§ Exercise data:
---+---

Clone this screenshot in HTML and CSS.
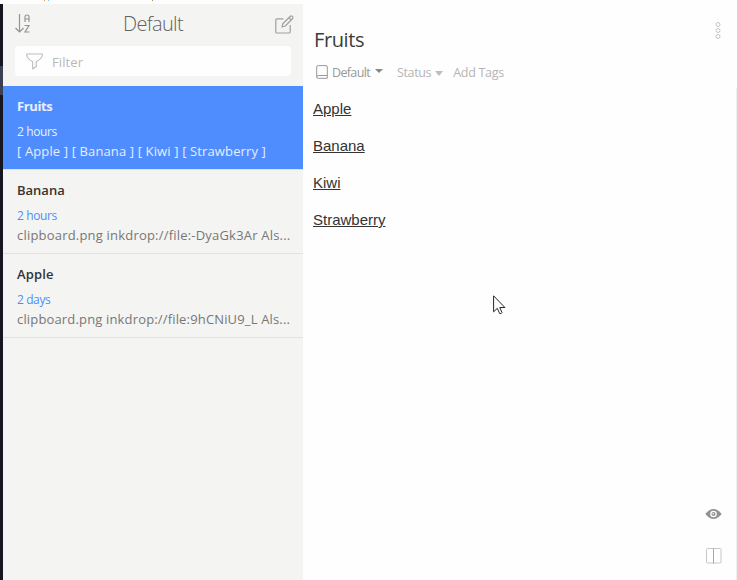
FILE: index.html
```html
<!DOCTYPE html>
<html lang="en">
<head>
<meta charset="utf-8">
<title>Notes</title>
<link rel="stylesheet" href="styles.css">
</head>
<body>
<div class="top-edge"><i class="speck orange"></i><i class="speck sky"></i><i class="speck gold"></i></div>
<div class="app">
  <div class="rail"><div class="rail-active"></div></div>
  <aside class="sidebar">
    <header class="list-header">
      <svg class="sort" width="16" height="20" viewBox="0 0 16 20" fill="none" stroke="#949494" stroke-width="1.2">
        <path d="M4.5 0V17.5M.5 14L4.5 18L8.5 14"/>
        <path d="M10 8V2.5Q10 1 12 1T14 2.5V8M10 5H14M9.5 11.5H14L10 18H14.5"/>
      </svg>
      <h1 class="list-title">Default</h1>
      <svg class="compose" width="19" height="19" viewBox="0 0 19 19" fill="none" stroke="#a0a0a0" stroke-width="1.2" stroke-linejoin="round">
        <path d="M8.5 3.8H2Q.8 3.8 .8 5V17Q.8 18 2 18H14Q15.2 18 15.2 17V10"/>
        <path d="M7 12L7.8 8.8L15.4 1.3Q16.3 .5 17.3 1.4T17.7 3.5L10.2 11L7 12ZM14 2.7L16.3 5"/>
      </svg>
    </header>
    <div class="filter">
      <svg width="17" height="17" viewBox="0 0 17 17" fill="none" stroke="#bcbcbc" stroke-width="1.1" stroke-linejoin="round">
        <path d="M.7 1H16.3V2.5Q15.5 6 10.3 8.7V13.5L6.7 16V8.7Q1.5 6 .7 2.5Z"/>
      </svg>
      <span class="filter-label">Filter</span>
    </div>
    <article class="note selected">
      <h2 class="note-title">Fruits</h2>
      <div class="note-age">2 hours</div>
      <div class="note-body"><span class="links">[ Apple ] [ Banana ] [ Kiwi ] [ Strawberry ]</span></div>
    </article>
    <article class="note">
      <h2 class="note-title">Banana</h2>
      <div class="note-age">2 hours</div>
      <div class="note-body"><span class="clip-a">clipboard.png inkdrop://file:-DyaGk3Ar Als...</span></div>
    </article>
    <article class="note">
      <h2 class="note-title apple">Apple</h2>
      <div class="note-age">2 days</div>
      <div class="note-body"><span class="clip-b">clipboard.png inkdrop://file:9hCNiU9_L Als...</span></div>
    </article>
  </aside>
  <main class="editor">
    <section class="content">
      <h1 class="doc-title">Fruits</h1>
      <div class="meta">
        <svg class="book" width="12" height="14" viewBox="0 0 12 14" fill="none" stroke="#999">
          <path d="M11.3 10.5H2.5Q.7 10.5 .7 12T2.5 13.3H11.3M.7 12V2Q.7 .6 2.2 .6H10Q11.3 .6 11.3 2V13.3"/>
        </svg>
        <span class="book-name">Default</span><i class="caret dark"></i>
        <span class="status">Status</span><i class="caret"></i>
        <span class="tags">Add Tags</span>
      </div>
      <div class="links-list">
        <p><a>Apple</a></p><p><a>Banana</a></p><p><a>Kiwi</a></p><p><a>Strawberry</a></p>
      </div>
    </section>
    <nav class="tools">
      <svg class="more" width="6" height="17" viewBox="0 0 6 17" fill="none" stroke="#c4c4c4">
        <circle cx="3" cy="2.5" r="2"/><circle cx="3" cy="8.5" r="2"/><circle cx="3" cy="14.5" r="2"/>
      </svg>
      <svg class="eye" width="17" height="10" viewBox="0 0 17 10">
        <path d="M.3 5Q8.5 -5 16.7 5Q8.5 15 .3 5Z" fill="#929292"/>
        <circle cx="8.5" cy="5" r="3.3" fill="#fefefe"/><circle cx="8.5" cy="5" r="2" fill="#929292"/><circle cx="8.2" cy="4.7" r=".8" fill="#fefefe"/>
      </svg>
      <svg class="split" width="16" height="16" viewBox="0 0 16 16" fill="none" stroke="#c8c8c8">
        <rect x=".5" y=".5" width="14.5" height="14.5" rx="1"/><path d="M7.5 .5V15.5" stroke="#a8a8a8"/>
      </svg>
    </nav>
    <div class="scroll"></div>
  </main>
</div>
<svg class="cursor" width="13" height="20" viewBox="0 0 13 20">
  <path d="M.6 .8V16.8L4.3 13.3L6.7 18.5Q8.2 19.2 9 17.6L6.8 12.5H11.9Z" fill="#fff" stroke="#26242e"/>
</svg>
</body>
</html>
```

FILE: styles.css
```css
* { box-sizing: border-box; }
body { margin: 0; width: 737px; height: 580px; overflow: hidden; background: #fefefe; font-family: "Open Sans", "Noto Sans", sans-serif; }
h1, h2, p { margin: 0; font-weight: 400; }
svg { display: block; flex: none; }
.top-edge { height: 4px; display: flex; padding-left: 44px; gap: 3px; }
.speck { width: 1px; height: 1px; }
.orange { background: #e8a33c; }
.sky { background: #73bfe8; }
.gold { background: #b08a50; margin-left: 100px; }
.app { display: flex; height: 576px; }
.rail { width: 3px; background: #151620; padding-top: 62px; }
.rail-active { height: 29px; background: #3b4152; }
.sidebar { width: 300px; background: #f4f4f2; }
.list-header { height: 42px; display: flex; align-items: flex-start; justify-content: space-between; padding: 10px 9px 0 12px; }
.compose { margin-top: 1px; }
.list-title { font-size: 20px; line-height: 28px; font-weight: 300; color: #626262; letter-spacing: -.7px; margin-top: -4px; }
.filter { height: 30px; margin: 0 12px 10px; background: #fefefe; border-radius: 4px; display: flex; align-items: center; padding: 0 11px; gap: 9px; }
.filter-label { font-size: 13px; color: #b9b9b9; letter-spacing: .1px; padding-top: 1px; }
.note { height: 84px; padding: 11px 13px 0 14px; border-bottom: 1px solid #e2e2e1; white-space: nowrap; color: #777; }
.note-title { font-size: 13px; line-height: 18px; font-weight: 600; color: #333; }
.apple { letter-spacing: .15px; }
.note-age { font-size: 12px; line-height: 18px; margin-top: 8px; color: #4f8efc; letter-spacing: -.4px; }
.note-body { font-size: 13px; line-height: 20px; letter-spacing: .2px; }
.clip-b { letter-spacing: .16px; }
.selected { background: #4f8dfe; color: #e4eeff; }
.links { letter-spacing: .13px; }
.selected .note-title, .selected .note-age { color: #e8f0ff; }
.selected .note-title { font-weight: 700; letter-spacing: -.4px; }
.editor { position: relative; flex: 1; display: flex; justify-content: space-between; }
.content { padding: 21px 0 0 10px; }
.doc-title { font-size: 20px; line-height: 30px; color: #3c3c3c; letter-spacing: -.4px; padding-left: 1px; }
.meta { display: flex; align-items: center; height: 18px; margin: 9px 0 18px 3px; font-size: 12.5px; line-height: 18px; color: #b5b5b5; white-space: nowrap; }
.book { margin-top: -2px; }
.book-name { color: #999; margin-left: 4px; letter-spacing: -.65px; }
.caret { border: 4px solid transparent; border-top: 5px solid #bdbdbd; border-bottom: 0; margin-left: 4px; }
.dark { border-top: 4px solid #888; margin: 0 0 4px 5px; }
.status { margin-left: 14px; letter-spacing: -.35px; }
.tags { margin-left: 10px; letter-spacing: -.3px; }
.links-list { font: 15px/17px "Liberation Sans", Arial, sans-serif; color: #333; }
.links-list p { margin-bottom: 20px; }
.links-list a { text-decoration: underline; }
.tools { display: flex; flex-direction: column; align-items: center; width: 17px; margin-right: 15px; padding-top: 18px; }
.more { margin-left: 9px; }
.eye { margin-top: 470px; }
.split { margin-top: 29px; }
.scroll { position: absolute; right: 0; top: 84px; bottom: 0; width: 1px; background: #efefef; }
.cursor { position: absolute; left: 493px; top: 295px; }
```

---+---

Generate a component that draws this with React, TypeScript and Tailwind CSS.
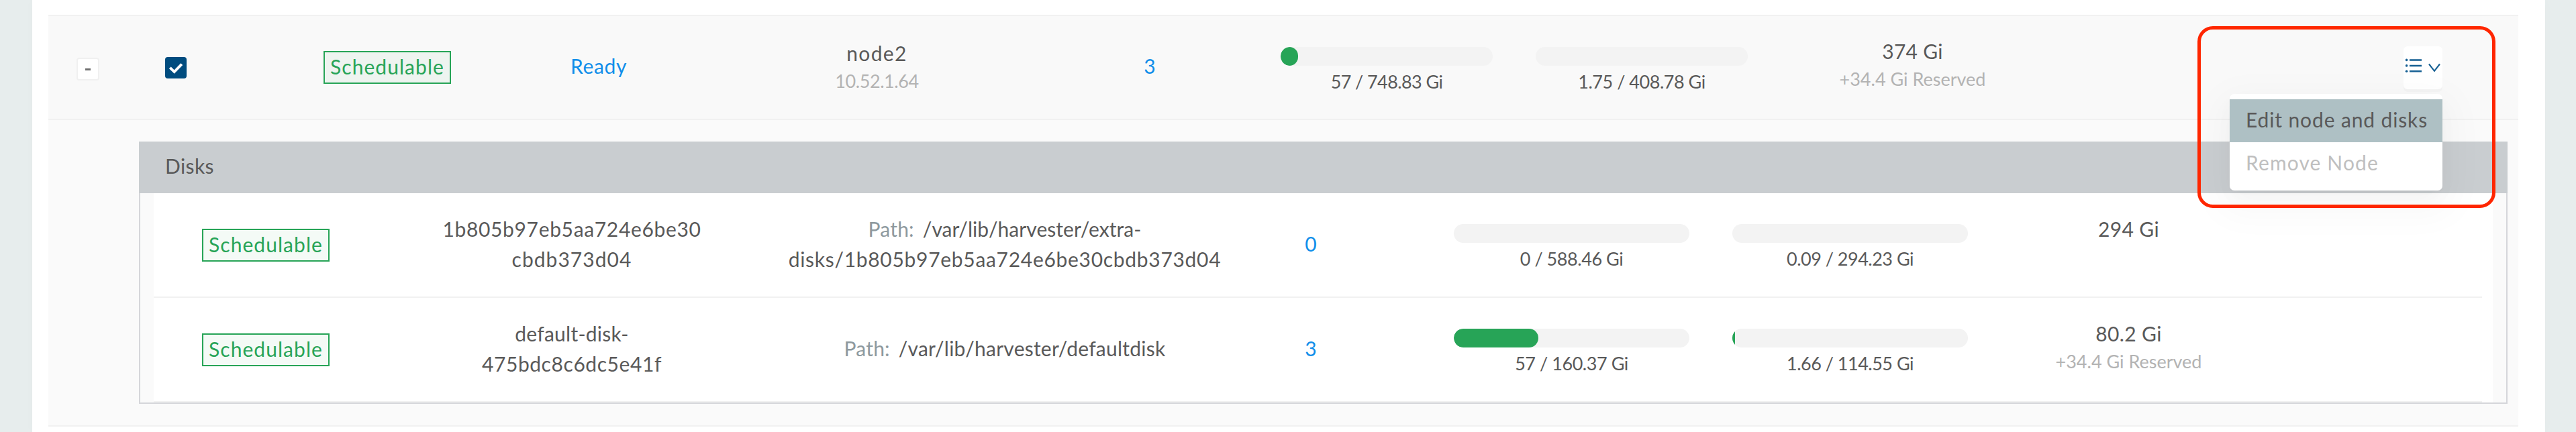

---+---

§ Task instructions:
Look through the data and gather every line with the string "this" in it.

§ Response to the exercise:
Clone this screenshot in HTML and CSS.
Generate a component that draws this with React, TypeScript and Tailwind CSS.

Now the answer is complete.